**SHORT TASK:**
Each line that holds the word "screenshot" counts once; give the total number of such lines and nothing else.

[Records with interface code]
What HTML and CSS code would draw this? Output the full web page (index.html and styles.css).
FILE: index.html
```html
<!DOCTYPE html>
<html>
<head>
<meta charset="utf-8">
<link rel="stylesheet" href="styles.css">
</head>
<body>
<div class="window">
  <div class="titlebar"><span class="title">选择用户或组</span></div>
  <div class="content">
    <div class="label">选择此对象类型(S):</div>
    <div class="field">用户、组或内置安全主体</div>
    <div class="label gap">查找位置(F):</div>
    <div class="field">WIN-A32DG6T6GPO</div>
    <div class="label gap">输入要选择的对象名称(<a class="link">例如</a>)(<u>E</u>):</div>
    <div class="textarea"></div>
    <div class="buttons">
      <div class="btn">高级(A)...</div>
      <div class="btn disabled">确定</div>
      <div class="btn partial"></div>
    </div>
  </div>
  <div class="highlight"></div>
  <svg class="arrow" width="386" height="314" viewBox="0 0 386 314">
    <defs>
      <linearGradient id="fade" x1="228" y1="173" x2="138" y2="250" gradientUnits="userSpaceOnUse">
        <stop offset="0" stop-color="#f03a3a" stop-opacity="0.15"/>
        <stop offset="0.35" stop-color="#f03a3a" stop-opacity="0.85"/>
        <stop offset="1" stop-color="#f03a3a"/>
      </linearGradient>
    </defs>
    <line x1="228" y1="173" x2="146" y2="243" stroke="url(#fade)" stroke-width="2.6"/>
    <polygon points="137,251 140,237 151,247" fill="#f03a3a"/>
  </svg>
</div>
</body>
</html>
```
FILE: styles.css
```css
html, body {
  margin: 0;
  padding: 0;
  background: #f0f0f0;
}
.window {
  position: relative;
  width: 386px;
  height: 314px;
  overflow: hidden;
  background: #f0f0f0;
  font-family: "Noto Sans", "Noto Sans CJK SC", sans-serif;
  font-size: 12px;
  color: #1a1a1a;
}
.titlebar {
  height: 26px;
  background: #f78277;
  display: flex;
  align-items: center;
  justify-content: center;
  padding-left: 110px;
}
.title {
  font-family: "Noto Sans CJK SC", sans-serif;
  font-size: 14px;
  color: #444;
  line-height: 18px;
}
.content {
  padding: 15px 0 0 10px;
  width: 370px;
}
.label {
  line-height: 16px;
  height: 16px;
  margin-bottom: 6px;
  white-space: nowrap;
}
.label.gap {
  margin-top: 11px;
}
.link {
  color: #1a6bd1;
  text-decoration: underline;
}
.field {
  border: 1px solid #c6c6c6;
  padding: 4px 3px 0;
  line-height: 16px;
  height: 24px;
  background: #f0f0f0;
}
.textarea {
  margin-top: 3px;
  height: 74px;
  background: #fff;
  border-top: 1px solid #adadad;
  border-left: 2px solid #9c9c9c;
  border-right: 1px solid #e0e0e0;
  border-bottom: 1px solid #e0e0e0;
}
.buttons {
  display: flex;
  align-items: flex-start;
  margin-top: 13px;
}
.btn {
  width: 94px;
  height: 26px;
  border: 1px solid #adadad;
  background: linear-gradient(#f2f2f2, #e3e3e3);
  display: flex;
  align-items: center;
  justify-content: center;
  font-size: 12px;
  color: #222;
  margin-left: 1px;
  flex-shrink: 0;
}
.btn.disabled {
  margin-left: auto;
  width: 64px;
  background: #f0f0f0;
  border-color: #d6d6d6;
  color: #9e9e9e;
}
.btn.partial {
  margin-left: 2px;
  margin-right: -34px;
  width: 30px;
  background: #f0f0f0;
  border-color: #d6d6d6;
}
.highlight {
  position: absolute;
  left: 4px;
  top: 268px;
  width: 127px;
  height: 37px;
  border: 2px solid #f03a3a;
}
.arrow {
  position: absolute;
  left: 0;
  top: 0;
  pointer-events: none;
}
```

--

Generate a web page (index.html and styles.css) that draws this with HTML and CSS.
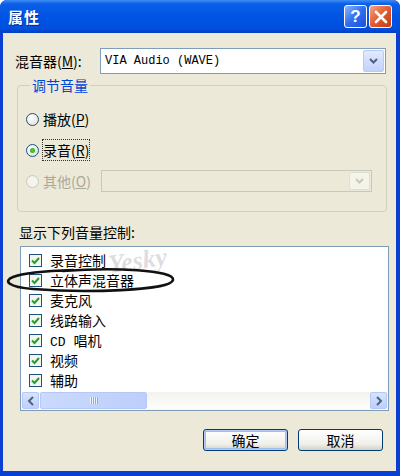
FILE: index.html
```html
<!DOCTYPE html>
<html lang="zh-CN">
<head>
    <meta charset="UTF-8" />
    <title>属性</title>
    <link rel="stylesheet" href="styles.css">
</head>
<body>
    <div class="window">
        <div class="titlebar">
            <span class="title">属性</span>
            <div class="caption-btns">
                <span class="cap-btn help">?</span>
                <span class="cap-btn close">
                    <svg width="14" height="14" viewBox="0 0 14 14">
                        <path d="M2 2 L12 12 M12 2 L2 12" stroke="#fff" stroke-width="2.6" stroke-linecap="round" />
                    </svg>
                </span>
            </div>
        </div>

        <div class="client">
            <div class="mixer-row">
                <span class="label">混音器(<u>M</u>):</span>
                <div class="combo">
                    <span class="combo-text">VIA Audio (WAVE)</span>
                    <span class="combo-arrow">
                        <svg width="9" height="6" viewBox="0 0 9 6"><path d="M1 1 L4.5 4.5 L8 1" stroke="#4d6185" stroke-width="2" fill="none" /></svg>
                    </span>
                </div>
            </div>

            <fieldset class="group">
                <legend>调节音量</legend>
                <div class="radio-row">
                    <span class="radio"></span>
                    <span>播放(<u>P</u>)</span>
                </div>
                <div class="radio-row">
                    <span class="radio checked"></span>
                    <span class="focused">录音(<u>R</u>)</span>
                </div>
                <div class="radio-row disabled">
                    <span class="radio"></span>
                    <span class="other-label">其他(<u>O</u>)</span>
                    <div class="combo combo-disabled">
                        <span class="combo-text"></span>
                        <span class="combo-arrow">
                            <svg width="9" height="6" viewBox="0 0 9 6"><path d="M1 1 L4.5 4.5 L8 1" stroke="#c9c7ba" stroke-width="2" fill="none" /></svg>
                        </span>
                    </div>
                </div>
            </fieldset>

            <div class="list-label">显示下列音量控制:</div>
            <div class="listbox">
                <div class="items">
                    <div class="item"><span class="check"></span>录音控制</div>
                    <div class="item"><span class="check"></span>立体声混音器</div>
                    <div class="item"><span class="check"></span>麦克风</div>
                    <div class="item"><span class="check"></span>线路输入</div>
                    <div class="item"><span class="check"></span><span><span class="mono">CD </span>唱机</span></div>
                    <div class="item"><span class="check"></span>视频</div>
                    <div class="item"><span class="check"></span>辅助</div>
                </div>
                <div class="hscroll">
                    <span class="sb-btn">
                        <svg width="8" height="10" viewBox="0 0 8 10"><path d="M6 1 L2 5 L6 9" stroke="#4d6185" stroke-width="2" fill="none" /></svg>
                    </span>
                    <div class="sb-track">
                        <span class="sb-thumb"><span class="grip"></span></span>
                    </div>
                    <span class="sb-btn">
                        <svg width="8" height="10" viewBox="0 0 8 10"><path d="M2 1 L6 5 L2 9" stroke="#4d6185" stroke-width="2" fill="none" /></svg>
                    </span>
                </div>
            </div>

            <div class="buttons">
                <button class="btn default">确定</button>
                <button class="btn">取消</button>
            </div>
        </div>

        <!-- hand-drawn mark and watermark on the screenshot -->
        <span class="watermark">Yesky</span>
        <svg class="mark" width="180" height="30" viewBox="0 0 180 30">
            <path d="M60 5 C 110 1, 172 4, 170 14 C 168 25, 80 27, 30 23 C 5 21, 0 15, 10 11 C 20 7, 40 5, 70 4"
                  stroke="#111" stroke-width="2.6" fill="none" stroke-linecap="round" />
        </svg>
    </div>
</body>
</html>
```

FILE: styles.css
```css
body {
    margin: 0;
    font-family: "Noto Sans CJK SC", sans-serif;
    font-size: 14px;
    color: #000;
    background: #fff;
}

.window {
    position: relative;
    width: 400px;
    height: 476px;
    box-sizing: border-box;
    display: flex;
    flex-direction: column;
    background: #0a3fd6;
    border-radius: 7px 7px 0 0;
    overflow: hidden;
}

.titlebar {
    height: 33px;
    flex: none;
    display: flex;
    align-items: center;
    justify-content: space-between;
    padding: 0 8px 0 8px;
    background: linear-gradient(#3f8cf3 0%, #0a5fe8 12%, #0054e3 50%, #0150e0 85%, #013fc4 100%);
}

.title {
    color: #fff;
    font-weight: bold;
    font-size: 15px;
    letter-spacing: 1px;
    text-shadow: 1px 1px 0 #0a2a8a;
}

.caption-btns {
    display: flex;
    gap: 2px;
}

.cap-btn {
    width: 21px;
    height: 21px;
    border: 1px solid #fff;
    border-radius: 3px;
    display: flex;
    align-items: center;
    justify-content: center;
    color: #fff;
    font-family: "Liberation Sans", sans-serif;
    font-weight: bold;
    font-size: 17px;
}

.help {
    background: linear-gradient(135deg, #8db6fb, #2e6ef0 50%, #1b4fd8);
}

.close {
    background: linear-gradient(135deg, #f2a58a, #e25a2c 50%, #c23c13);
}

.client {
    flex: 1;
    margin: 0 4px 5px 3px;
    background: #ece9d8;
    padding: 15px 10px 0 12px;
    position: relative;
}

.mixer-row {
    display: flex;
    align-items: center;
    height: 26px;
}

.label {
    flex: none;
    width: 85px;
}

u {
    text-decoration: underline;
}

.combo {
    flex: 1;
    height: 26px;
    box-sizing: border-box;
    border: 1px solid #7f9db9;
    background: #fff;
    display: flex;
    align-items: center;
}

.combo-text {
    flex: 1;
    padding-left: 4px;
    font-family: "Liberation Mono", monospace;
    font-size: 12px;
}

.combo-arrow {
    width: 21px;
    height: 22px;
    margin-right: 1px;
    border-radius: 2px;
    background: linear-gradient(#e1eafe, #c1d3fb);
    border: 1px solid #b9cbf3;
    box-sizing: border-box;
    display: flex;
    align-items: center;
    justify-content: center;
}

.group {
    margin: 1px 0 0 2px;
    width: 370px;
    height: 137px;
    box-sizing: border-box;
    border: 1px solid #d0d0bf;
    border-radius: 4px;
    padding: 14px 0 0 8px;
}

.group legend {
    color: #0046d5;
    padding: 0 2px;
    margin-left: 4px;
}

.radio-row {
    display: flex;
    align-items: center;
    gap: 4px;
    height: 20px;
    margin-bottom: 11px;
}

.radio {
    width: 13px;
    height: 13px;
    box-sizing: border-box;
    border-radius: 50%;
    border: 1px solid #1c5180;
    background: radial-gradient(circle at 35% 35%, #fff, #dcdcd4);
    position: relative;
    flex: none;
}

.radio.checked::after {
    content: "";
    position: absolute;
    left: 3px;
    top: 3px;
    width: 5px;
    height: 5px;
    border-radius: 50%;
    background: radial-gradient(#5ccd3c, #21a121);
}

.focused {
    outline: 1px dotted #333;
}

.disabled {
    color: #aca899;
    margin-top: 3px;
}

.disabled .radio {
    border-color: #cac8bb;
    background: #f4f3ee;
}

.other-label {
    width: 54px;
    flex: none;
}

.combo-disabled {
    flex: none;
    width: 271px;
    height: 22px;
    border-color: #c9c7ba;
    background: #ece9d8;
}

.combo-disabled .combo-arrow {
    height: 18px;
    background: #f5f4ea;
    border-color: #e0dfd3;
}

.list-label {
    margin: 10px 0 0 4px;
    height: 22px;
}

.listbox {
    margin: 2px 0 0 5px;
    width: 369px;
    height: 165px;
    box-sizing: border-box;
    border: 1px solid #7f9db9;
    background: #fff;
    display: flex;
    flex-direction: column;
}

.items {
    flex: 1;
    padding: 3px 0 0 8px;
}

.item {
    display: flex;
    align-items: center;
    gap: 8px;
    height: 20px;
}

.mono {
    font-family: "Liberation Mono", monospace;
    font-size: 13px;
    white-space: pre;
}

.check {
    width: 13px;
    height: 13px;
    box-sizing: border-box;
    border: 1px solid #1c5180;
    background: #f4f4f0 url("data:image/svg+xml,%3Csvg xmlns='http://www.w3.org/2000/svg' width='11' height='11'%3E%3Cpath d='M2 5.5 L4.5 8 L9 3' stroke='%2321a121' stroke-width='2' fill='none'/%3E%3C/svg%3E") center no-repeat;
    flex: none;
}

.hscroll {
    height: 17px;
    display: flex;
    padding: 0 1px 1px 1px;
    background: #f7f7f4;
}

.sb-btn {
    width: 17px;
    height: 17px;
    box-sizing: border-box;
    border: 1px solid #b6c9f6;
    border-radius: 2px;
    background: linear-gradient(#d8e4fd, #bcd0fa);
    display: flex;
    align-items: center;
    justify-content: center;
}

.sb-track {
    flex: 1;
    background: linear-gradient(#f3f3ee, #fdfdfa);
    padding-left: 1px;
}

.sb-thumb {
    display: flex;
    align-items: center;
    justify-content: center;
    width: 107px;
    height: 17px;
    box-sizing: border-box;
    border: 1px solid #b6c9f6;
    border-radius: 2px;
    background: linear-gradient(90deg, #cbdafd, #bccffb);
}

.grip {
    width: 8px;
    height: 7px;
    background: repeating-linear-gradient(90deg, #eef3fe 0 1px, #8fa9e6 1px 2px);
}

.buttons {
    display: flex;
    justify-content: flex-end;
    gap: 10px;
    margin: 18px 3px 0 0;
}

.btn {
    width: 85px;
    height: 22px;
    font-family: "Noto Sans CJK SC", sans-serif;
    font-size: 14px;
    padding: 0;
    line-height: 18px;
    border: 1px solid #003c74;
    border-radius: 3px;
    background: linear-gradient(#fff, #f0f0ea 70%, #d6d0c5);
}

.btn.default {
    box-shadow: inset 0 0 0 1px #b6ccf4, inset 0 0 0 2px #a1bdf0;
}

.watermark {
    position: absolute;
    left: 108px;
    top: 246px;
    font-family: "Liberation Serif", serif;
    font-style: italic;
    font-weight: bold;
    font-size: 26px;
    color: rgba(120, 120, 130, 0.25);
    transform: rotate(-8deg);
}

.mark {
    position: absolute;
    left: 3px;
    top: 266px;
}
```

---

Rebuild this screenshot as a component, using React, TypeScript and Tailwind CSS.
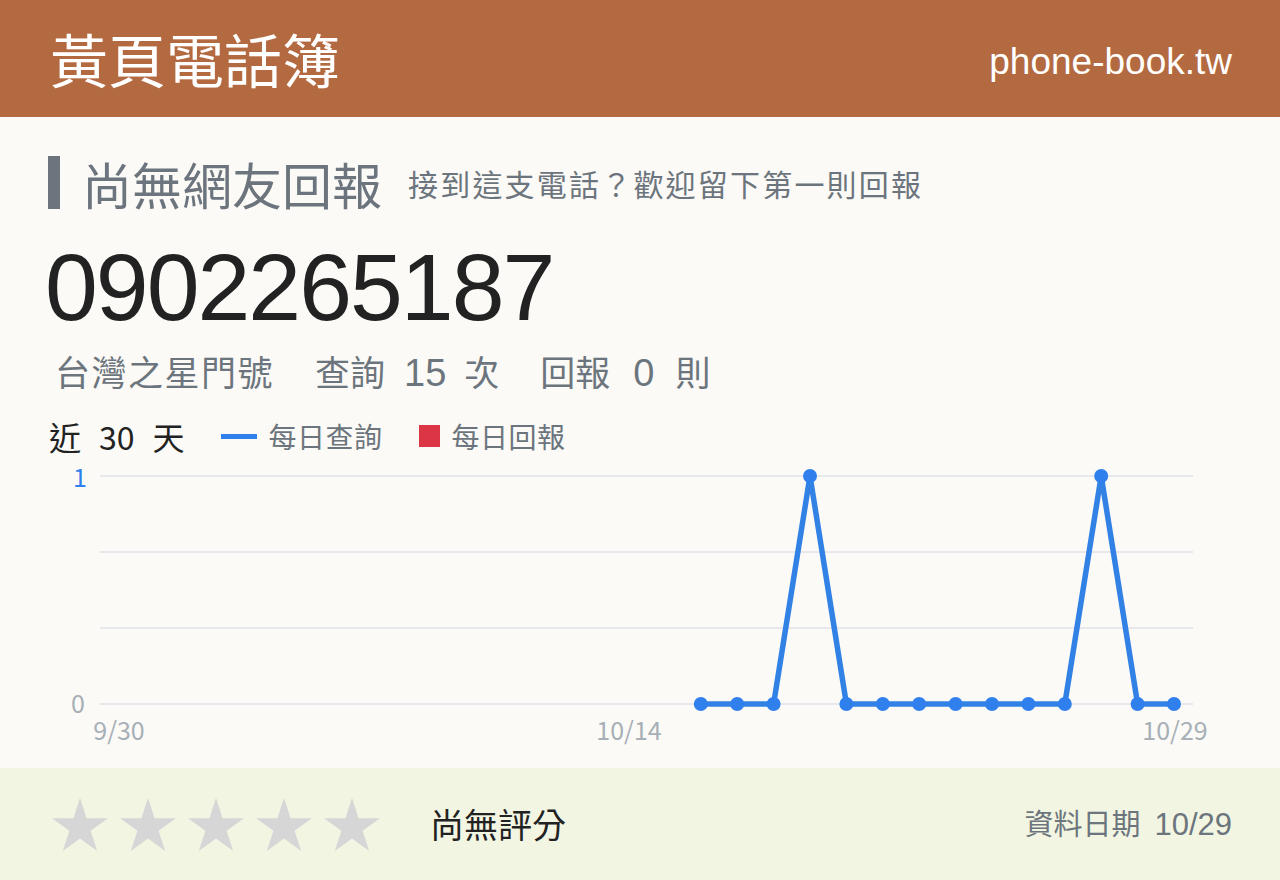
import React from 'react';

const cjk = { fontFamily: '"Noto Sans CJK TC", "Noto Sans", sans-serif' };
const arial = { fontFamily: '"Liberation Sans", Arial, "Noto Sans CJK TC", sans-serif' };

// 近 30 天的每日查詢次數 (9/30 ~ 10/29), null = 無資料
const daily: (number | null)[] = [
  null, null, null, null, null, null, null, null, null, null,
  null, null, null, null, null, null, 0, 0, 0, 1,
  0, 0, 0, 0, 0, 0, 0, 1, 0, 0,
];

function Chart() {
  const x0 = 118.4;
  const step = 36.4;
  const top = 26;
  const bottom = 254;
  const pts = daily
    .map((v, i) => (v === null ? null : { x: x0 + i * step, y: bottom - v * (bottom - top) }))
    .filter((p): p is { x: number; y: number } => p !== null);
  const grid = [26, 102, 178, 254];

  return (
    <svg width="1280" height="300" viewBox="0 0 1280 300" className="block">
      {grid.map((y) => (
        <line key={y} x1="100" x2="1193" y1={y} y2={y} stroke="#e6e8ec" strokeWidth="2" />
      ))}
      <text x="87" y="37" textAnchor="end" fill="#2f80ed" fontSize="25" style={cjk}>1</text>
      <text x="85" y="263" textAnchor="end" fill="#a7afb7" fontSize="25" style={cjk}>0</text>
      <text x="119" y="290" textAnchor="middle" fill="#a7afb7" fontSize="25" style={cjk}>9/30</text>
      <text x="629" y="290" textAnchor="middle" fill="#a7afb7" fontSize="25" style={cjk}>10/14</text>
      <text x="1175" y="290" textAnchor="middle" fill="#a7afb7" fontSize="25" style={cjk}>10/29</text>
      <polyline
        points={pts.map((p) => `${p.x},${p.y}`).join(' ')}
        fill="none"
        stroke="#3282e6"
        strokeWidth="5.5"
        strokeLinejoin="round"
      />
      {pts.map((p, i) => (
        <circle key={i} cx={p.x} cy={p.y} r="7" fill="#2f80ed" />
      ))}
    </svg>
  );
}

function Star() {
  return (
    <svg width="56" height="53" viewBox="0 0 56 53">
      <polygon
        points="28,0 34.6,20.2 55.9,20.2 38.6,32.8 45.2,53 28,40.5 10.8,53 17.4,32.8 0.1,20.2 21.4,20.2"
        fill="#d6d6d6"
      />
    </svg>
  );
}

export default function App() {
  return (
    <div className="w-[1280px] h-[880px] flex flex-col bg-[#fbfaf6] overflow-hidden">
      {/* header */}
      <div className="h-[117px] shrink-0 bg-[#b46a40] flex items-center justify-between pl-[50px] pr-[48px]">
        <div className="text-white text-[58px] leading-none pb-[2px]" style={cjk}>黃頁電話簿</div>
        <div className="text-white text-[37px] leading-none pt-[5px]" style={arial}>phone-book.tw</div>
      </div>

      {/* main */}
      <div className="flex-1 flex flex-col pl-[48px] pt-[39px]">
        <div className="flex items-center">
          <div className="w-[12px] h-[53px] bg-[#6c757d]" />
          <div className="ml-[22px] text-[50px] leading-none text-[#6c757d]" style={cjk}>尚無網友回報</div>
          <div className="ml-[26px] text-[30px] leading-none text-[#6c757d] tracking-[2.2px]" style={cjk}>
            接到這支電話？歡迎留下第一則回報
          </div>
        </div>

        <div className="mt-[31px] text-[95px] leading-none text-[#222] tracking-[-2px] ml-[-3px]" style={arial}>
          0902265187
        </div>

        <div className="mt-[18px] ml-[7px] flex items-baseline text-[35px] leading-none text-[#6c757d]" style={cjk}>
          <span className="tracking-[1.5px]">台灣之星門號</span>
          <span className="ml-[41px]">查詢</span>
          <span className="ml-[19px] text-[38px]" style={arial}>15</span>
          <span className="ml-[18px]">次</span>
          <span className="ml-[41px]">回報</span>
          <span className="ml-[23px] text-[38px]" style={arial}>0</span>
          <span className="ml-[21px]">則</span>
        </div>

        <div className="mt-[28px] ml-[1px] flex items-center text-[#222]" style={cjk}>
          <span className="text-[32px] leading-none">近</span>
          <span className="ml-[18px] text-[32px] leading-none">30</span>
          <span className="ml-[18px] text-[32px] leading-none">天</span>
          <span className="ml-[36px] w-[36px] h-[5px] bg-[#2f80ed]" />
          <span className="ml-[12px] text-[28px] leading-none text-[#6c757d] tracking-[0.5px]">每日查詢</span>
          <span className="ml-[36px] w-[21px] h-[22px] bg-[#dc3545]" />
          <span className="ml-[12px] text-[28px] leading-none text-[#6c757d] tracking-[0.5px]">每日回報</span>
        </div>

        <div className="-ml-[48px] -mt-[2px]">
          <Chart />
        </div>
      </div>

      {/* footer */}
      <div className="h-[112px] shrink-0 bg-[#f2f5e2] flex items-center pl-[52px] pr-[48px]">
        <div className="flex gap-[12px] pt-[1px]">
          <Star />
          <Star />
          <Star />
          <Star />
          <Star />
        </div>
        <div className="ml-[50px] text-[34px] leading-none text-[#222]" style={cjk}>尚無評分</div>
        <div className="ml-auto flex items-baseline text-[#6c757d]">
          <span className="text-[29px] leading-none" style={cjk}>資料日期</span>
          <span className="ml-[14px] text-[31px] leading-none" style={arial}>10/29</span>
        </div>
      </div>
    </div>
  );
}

**OUTPUT OF THE TASK:**
2